Most cool blondes need toning every 4 to 8 weeks, depending on how porous the hair is and how often you wash it. If the blonde starts to look yellow at the front or flat on the ends, that’s your cue.
What if my gray hair is stubborn at the temples?
Temples usually need finer placement and a bit more patience. Instead of loading that area with heavy color, ask for delicate highlights, a cool root smudge, or a softer fringe that breaks up the line naturally.
Do these styles work on curly or coarse hair?
They can, and often beautifully. Curly hair usually needs lowlights and a cooler gloss so the shape doesn’t go chalky, while coarse gray hair often benefits from layers that stop the style from feeling bulky.

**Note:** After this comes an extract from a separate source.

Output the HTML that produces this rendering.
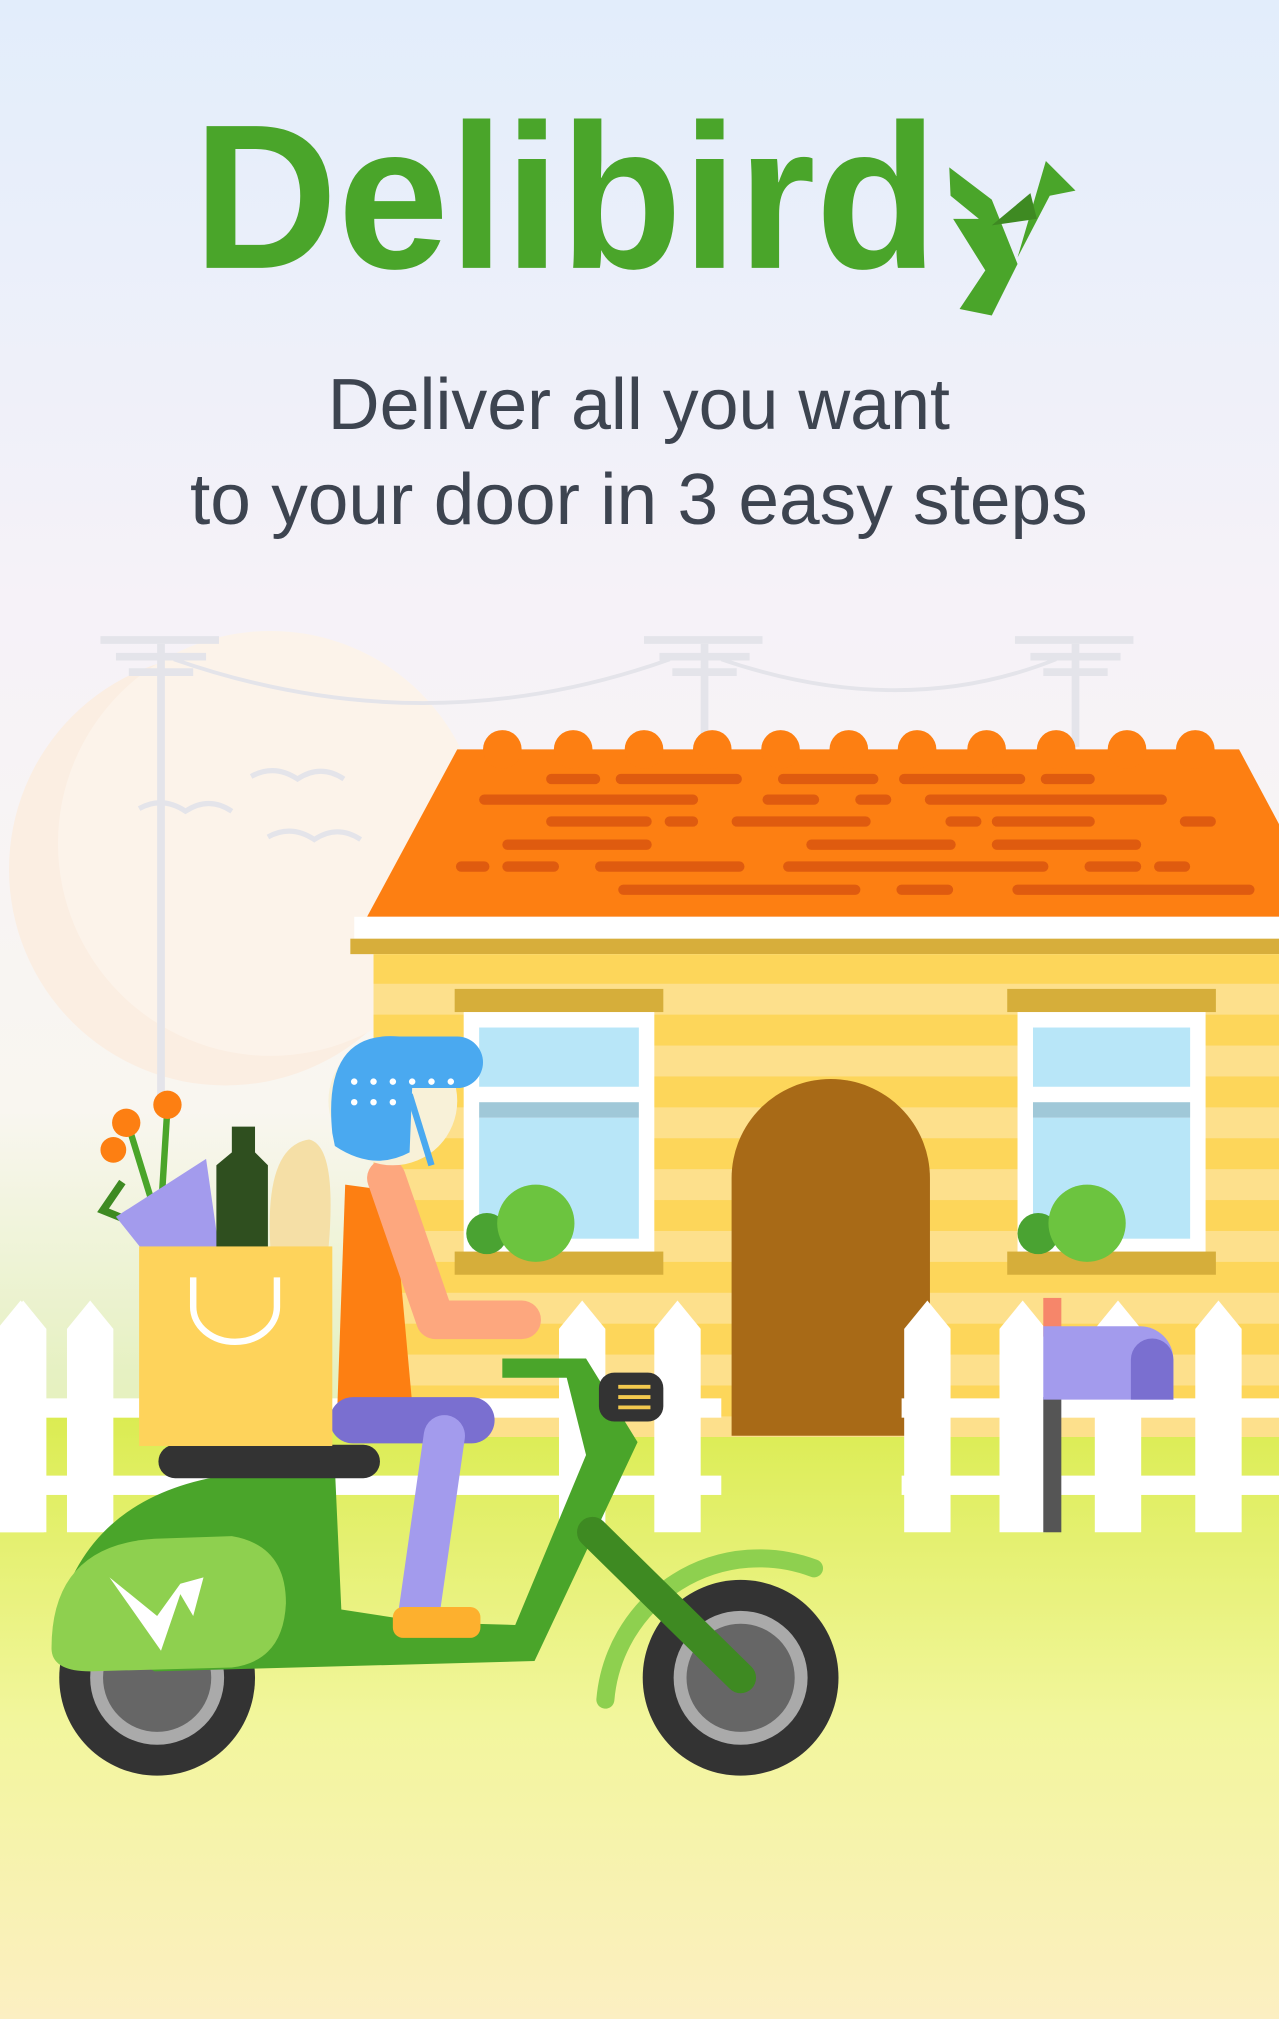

Which look is lowest maintenance?
A soft root-shadow lob, a shag with curtain bangs, or a braided style that hides the part line tends to be the easiest to live with. Sharp platinum bobs and very light pixies usually need more frequent toning and trims.
What if my blonde starts turning yellow or khaki?
Yellow means the cool tone has faded and the hair wants a purple-based refresh. Khaki usually means the hair got over-toned or the color is too flat, so a clear gloss or a few days off the purple shampoo can help reset it.
Can I keep some natural gray and still look polished?
Yes, and that often looks better than trying to cover every strand. Letting some gray show through a cool blonde blend makes the result feel softer and more expensive-looking, especially when the cut has movement.
A Cooler Finish, Less Fuss
The best blonde-gray hairstyles for cool skin tones do not try to hide every sign of gray or force the hair into a warm blonde it never wanted. They use ash, pearl, silver, and smoky beige to make the face look calm, the grow-out gentler, and the cut more alive. That’s the real win here: not perfect coverage, but a finish that looks intentional even when the roots start to come back.
If you’re standing between two shades, choose the cooler one and let the cut do the talking. A smart bob, a soft shag, or a feathered pixie can make gray blending feel easy enough to keep wearing, which is the whole point.